*SOURCE EXCERPT*.
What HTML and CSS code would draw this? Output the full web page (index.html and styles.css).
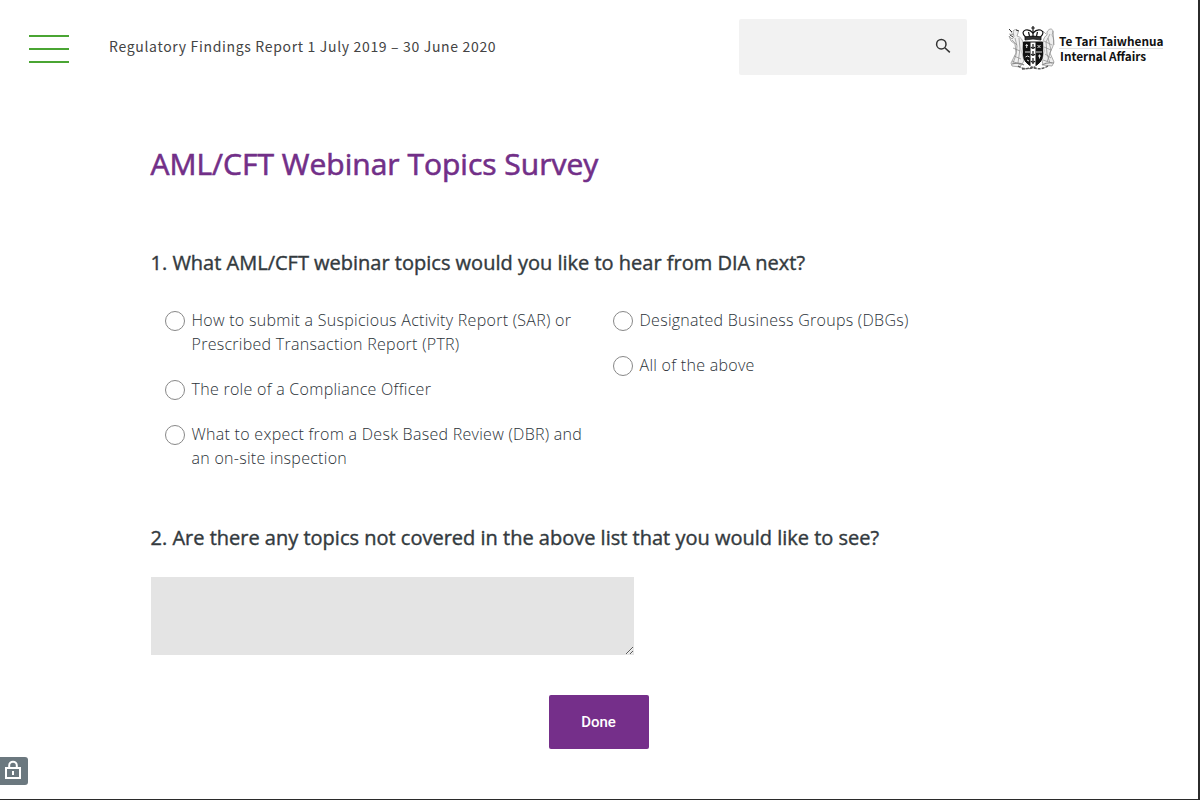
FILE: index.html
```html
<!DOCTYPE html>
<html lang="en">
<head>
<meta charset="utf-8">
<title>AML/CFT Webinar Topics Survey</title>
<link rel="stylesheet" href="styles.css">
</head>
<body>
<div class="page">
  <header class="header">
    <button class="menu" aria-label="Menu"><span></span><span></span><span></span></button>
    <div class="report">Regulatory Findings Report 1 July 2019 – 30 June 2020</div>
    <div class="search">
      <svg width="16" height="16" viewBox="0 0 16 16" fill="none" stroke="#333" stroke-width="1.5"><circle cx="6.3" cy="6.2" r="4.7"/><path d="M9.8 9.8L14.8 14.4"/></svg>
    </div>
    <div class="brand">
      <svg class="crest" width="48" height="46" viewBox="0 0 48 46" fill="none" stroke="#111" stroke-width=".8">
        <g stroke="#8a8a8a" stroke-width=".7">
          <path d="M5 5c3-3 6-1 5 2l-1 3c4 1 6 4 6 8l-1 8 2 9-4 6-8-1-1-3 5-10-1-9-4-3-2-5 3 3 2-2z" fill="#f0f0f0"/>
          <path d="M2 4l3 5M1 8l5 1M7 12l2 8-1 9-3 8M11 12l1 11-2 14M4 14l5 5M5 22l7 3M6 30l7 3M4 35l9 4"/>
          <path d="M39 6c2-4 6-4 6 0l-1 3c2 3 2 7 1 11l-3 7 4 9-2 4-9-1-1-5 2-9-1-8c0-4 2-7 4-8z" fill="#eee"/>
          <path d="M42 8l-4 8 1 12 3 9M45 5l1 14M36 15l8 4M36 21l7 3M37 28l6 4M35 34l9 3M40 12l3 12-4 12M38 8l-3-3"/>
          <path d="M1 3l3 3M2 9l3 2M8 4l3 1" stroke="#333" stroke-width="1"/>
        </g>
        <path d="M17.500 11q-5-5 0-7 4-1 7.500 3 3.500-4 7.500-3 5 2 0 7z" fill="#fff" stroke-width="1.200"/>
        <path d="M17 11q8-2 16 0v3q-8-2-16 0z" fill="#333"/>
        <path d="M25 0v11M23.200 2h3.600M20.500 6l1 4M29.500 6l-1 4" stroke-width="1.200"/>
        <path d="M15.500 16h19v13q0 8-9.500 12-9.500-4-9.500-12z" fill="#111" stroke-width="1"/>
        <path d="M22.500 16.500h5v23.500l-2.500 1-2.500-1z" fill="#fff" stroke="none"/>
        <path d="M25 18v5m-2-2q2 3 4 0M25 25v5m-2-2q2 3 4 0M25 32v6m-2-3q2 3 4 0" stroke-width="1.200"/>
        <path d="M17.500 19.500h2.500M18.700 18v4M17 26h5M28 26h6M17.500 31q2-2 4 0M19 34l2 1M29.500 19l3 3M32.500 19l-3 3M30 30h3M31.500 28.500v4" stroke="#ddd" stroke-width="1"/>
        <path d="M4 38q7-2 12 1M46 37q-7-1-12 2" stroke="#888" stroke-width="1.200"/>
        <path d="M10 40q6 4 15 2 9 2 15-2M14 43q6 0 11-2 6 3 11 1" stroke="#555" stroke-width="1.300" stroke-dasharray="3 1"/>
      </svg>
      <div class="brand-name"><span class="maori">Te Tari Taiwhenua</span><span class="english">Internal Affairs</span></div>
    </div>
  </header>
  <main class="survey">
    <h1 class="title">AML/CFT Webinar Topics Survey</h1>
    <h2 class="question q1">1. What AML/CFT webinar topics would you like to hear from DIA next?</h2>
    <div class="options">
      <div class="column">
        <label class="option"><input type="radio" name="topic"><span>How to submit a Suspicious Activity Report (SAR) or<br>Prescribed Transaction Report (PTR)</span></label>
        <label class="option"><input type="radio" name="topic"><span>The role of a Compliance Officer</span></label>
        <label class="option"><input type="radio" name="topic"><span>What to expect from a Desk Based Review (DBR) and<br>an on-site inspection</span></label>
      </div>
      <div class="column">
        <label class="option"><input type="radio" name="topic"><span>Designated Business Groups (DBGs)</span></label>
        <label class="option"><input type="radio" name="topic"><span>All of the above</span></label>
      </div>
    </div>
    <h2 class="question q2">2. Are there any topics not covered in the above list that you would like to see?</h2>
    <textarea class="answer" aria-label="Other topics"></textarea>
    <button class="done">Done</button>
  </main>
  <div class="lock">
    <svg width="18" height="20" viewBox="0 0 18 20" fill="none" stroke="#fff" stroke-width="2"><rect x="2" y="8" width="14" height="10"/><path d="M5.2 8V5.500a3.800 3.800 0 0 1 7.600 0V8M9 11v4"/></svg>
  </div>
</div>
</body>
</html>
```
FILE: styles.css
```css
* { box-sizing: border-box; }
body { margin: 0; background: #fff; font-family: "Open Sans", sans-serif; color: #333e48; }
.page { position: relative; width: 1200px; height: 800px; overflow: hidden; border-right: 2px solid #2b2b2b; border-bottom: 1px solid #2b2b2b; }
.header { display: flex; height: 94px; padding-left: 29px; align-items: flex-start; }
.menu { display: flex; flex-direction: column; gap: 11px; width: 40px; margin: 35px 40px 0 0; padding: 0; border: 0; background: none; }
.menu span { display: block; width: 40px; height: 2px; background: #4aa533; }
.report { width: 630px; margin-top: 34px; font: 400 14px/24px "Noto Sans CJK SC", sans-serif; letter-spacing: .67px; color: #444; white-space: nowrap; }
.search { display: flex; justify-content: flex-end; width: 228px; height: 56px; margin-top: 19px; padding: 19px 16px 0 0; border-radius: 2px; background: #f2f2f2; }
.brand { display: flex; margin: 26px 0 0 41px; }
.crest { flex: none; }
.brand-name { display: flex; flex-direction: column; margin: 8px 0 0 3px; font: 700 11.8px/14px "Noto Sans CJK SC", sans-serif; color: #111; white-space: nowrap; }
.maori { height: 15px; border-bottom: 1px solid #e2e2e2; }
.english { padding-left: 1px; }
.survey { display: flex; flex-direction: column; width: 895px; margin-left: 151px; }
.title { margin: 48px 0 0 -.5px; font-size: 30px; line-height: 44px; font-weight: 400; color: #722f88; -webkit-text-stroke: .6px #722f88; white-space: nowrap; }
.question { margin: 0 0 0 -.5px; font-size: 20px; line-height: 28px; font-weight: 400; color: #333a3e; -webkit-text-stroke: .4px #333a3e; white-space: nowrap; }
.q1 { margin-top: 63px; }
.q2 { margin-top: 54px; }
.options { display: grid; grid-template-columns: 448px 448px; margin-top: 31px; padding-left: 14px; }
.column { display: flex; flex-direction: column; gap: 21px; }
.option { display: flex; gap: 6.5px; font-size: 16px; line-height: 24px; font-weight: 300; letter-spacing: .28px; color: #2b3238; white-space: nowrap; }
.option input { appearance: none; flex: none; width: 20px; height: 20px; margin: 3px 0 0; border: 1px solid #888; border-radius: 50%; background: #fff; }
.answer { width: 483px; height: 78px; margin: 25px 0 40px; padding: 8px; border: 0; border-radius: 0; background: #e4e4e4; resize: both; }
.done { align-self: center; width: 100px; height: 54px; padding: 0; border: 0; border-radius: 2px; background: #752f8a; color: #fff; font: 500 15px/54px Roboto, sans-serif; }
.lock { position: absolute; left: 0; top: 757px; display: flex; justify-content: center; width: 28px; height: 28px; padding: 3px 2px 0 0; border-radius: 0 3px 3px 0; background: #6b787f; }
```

*WHAT YOU NEED TO DO*. Skipping the pictures, transcribe each line above exactly as it appears.

*OUTPUT OF THE TASK*.
What HTML and CSS code would draw this? Output the full web page (index.html and styles.css).
FILE: index.html
```html
<!DOCTYPE html>
<html lang="en">
<head>
<meta charset="utf-8">
<title>AML/CFT Webinar Topics Survey</title>
<link rel="stylesheet" href="styles.css">
</head>
<body>
<div class="page">
  <header class="header">
    <button class="menu" aria-label="Menu"><span></span><span></span><span></span></button>
    <div class="report">Regulatory Findings Report 1 July 2019 – 30 June 2020</div>
    <div class="search">
      <svg width="16" height="16" viewBox="0 0 16 16" fill="none" stroke="#333" stroke-width="1.5"><circle cx="6.3" cy="6.2" r="4.7"/><path d="M9.8 9.8L14.8 14.4"/></svg>
    </div>
    <div class="brand">
      <svg class="crest" width="48" height="46" viewBox="0 0 48 46" fill="none" stroke="#111" stroke-width=".8">
        <g stroke="#8a8a8a" stroke-width=".7">
          <path d="M5 5c3-3 6-1 5 2l-1 3c4 1 6 4 6 8l-1 8 2 9-4 6-8-1-1-3 5-10-1-9-4-3-2-5 3 3 2-2z" fill="#f0f0f0"/>
          <path d="M2 4l3 5M1 8l5 1M7 12l2 8-1 9-3 8M11 12l1 11-2 14M4 14l5 5M5 22l7 3M6 30l7 3M4 35l9 4"/>
          <path d="M39 6c2-4 6-4 6 0l-1 3c2 3 2 7 1 11l-3 7 4 9-2 4-9-1-1-5 2-9-1-8c0-4 2-7 4-8z" fill="#eee"/>
          <path d="M42 8l-4 8 1 12 3 9M45 5l1 14M36 15l8 4M36 21l7 3M37 28l6 4M35 34l9 3M40 12l3 12-4 12M38 8l-3-3"/>
          <path d="M1 3l3 3M2 9l3 2M8 4l3 1" stroke="#333" stroke-width="1"/>
        </g>
        <path d="M17.500 11q-5-5 0-7 4-1 7.500 3 3.500-4 7.500-3 5 2 0 7z" fill="#fff" stroke-width="1.200"/>
        <path d="M17 11q8-2 16 0v3q-8-2-16 0z" fill="#333"/>
        <path d="M25 0v11M23.200 2h3.600M20.500 6l1 4M29.500 6l-1 4" stroke-width="1.200"/>
        <path d="M15.500 16h19v13q0 8-9.500 12-9.500-4-9.500-12z" fill="#111" stroke-width="1"/>
        <path d="M22.500 16.500h5v23.500l-2.500 1-2.500-1z" fill="#fff" stroke="none"/>
        <path d="M25 18v5m-2-2q2 3 4 0M25 25v5m-2-2q2 3 4 0M25 32v6m-2-3q2 3 4 0" stroke-width="1.200"/>
        <path d="M17.500 19.500h2.500M18.700 18v4M17 26h5M28 26h6M17.500 31q2-2 4 0M19 34l2 1M29.500 19l3 3M32.500 19l-3 3M30 30h3M31.500 28.500v4" stroke="#ddd" stroke-width="1"/>
        <path d="M4 38q7-2 12 1M46 37q-7-1-12 2" stroke="#888" stroke-width="1.200"/>
        <path d="M10 40q6 4 15 2 9 2 15-2M14 43q6 0 11-2 6 3 11 1" stroke="#555" stroke-width="1.300" stroke-dasharray="3 1"/>
      </svg>
      <div class="brand-name"><span class="maori">Te Tari Taiwhenua</span><span class="english">Internal Affairs</span></div>
    </div>
  </header>
  <main class="survey">
    <h1 class="title">AML/CFT Webinar Topics Survey</h1>
    <h2 class="question q1">1. What AML/CFT webinar topics would you like to hear from DIA next?</h2>
    <div class="options">
      <div class="column">
        <label class="option"><input type="radio" name="topic"><span>How to submit a Suspicious Activity Report (SAR) or<br>Prescribed Transaction Report (PTR)</span></label>
        <label class="option"><input type="radio" name="topic"><span>The role of a Compliance Officer</span></label>
        <label class="option"><input type="radio" name="topic"><span>What to expect from a Desk Based Review (DBR) and<br>an on-site inspection</span></label>
      </div>
      <div class="column">
        <label class="option"><input type="radio" name="topic"><span>Designated Business Groups (DBGs)</span></label>
        <label class="option"><input type="radio" name="topic"><span>All of the above</span></label>
      </div>
    </div>
    <h2 class="question q2">2. Are there any topics not covered in the above list that you would like to see?</h2>
    <textarea class="answer" aria-label="Other topics"></textarea>
    <button class="done">Done</button>
  </main>
  <div class="lock">
    <svg width="18" height="20" viewBox="0 0 18 20" fill="none" stroke="#fff" stroke-width="2"><rect x="2" y="8" width="14" height="10"/><path d="M5.2 8V5.500a3.800 3.800 0 0 1 7.600 0V8M9 11v4"/></svg>
  </div>
</div>
</body>
</html>
```
FILE: styles.css
```css
* { box-sizing: border-box; }
body { margin: 0; background: #fff; font-family: "Open Sans", sans-serif; color: #333e48; }
.page { position: relative; width: 1200px; height: 800px; overflow: hidden; border-right: 2px solid #2b2b2b; border-bottom: 1px solid #2b2b2b; }
.header { display: flex; height: 94px; padding-left: 29px; align-items: flex-start; }
.menu { display: flex; flex-direction: column; gap: 11px; width: 40px; margin: 35px 40px 0 0; padding: 0; border: 0; background: none; }
.menu span { display: block; width: 40px; height: 2px; background: #4aa533; }
.report { width: 630px; margin-top: 34px; font: 400 14px/24px "Noto Sans CJK SC", sans-serif; letter-spacing: .67px; color: #444; white-space: nowrap; }
.search { display: flex; justify-content: flex-end; width: 228px; height: 56px; margin-top: 19px; padding: 19px 16px 0 0; border-radius: 2px; background: #f2f2f2; }
.brand { display: flex; margin: 26px 0 0 41px; }
.crest { flex: none; }
.brand-name { display: flex; flex-direction: column; margin: 8px 0 0 3px; font: 700 11.8px/14px "Noto Sans CJK SC", sans-serif; color: #111; white-space: nowrap; }
.maori { height: 15px; border-bottom: 1px solid #e2e2e2; }
.english { padding-left: 1px; }
.survey { display: flex; flex-direction: column; width: 895px; margin-left: 151px; }
.title { margin: 48px 0 0 -.5px; font-size: 30px; line-height: 44px; font-weight: 400; color: #722f88; -webkit-text-stroke: .6px #722f88; white-space: nowrap; }
.question { margin: 0 0 0 -.5px; font-size: 20px; line-height: 28px; font-weight: 400; color: #333a3e; -webkit-text-stroke: .4px #333a3e; white-space: nowrap; }
.q1 { margin-top: 63px; }
.q2 { margin-top: 54px; }
.options { display: grid; grid-template-columns: 448px 448px; margin-top: 31px; padding-left: 14px; }
.column { display: flex; flex-direction: column; gap: 21px; }
.option { display: flex; gap: 6.5px; font-size: 16px; line-height: 24px; font-weight: 300; letter-spacing: .28px; color: #2b3238; white-space: nowrap; }
.option input { appearance: none; flex: none; width: 20px; height: 20px; margin: 3px 0 0; border: 1px solid #888; border-radius: 50%; background: #fff; }
.answer { width: 483px; height: 78px; margin: 25px 0 40px; padding: 8px; border: 0; border-radius: 0; background: #e4e4e4; resize: both; }
.done { align-self: center; width: 100px; height: 54px; padding: 0; border: 0; border-radius: 2px; background: #752f8a; color: #fff; font: 500 15px/54px Roboto, sans-serif; }
.lock { position: absolute; left: 0; top: 757px; display: flex; justify-content: center; width: 28px; height: 28px; padding: 3px 2px 0 0; border-radius: 0 3px 3px 0; background: #6b787f; }
```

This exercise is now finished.